Kendimizi dine nispet etmek öncülümüz olursa tüm bu tartışmalarda zikredilen "kadın bakış açısına sahip olma" modernist bir söylem olarak mahkum olur. Kadın bakışı, erkek bakışı... vs. Kur'an'ın değil ancak hikmetten yoksun bir aklın üretimi olabilir. Bu da müslümanların geleneksel yanlışlar kadar uzak duracağı bir sorunsaldır. Modern paradigmalar koşulsuz kabullenilirse meşruiyet dayanağının da insan hak ve özgürlükleri olması kaçınılmazdır. Bu bir özgüven problemi, bir kompleks olarak sıkça karşımıza çıkıyor. Başörtüsü neden serbest bırakılmalı? Cevap tez elden 'insan hakları' oluyor. İnsan hakları ile bu hak talebimiz kesişiyor elbette.
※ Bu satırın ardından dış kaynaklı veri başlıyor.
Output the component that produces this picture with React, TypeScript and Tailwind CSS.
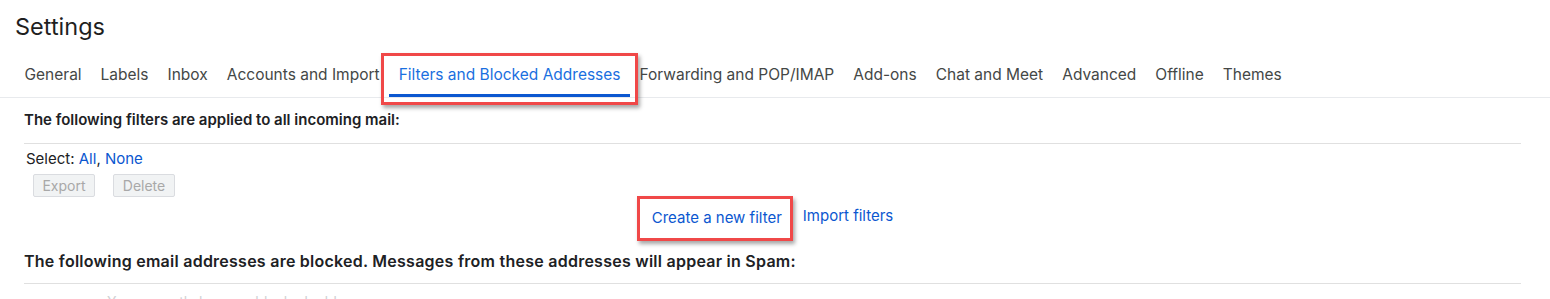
import React from "react";

const tabs = [
  "General",
  "Labels",
  "Inbox",
  "Accounts and Import",
  "Filters and Blocked Addresses",
  "Forwarding and POP/IMAP",
  "Add-ons",
  "Chat and Meet",
  "Advanced",
  "Offline",
  "Themes",
];

const ACTIVE = "Filters and Blocked Addresses";

const App: React.FC = () => {
  return (
    <div className="h-[299px] overflow-hidden bg-white font-['Inter',sans-serif] text-[#202124]">
      {/* Title */}
      <h1 className="pl-[15px] pt-[12px] text-[23.5px] leading-[30px] font-normal text-[#1f1f1f]">
        Settings
      </h1>

      {/* Tabs */}
      <div className="mt-[17px] flex border-b border-[#e8eaed] pl-[15px]">
        {tabs.map((t) => {
          const active = t === ACTIVE;
          return (
            <div key={t} className="relative">
              <button
                className={
                  active
                    ? "h-[38px] border-b-[3px] border-[#0b57d0] px-[9.5px] pb-[3px] text-[15.5px] text-[#1a6fe0]"
                    : "h-[38px] border-b-[3px] border-transparent px-[9.5px] pb-[3px] text-[15.5px] text-[#444746]"
                }
              >
                {t}
              </button>
              {active && (
                <span className="pointer-events-none absolute -left-[8px] -right-[8px] -top-[6px] bottom-[-8px] border-[3px] border-[#f04848] shadow-[2px_3px_4px_rgba(0,0,0,0.35)]" />
              )}
            </div>
          );
        })}
      </div>

      {/* Filters section */}
      <div className="pl-[24px] pr-[29px] text-[15px]">
        <div className="flex h-[46px] items-center border-b border-[#e0e0e0] font-semibold text-[#202124]">
          The following filters are applied to all incoming mail:
        </div>
        <div className="pl-[2px] pt-[5px] leading-[20px] text-[#202124]">
          Select: <a className="text-[#0b57d0]">All</a>,{" "}
          <a className="text-[#0b57d0]">None</a>
        </div>
        <div className="mt-[5px] flex gap-[18px] pl-[9px]">
          <button className="h-[23px] w-[62px] rounded-[2px] border border-[#dadce0] bg-[#f1f3f4] text-[14px] text-[#a8a8a8]">
            Export
          </button>
          <button className="h-[23px] w-[62px] rounded-[2px] border border-[#dadce0] bg-[#f1f3f4] text-[14px] text-[#a8a8a8]">
            Delete
          </button>
        </div>
        <div className="mt-[10px] flex justify-center gap-[21px] text-[#0b57d0]">
          <div className="relative">
            <a className="leading-[18px]">Create a new filter</a>
            <span className="pointer-events-none absolute -left-[15px] -right-[11px] -top-[11px] -bottom-[11px] border-[3px] border-[#f04848] shadow-[2px_3px_4px_rgba(0,0,0,0.35)]" />
          </div>
          <a className="leading-[18px]">Import filters</a>
        </div>
        <div className="mt-[12px] flex h-[42px] items-center border-b border-[#e0e0e0] pb-[2px] text-[16px] tracking-[0.25px] font-semibold text-[#202124]">
          The following email addresses are blocked. Messages from these addresses will appear in Spam:
        </div>
        <div className="pl-[83px] pt-[7px] text-[14px] text-[#d0d2d4]">
          You currently have no blocked addresses.
        </div>
      </div>
    </div>
  );
};

export default App;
Ancak daha önemli bir hak var bize verilen: Yeryüzünde yaşama hakkı, inanma hakkı. Bu hak acziyete düştüğünde bunu geri alacak bir makamdan değil, tüm bu evrenin sahibi tarafından veriliyor. Bu sözler çok fazla sloganik ya da ezilenlerin psikolojik yansıtması olarak anlaşılmak istenebilir birçoğu tarafından. Bu itikadi bir olgudur ve izaha muhtaç değildir. İzah gerektirense şu; 28 Şubat'la yaşanan postal zulmü nasıl oluyor da müslümanların demokratikleşme sürecine bir katkı olarak değerlendirilebiliyor. 28 Şubat'ı onaylamak, İslamcılık pazarlamasına soyunanların tezgâhına sözlerini dökmek, altından kalkılması zor bir vebaldir; konuşma zemini bulamıyor olmak da bunun mazereti olarak gösterilemez.

Bu süreçte kendileriyle ısrarlı görüşme taleplerine karşı sözlerinin manipüle edileceğini farkederek tavır koyan, bunlara prim vermeyen şahsiyet ve kurumlar onurlu bir tavra imza atmışlardır.

Sonuç

Hüzne ve sevince kronolojik bir döküm yapabilecek kadar çok şey yaşadık. Birçoğumuz zamanından önce büyüdü. Bunları değerlendireceğiz ve tartışacağız. Ancak kaybetmiş, umudunu tüketmiş, savrulmuş ve faturayı yanlış mercilere çıkartmış olarak değil. Bir toplumu değiştirmeye talip olmak, yüreklerde ve beyinlerde devrim gerçekleştirebilmek, zulme karşı dimdik durabilmek, oturulan koltuklardan ahkam kesmek kadar kolay değil. Emeği, uğraşı vermeyi, sürekli diri tutulan bir bilinçliliği gerekli kılar. Bugünlerde buna eklememiz elzem olan şey ise "içerden ve dışarıdan" yükseltilen ve dava arkadaşlarımıza yönelik kışkırtıcı içerik taşıyan seslere karşı dikkatli olmak ve bu sesleri hakkaniyet ölçüleri içinde değerlendirebilmektir.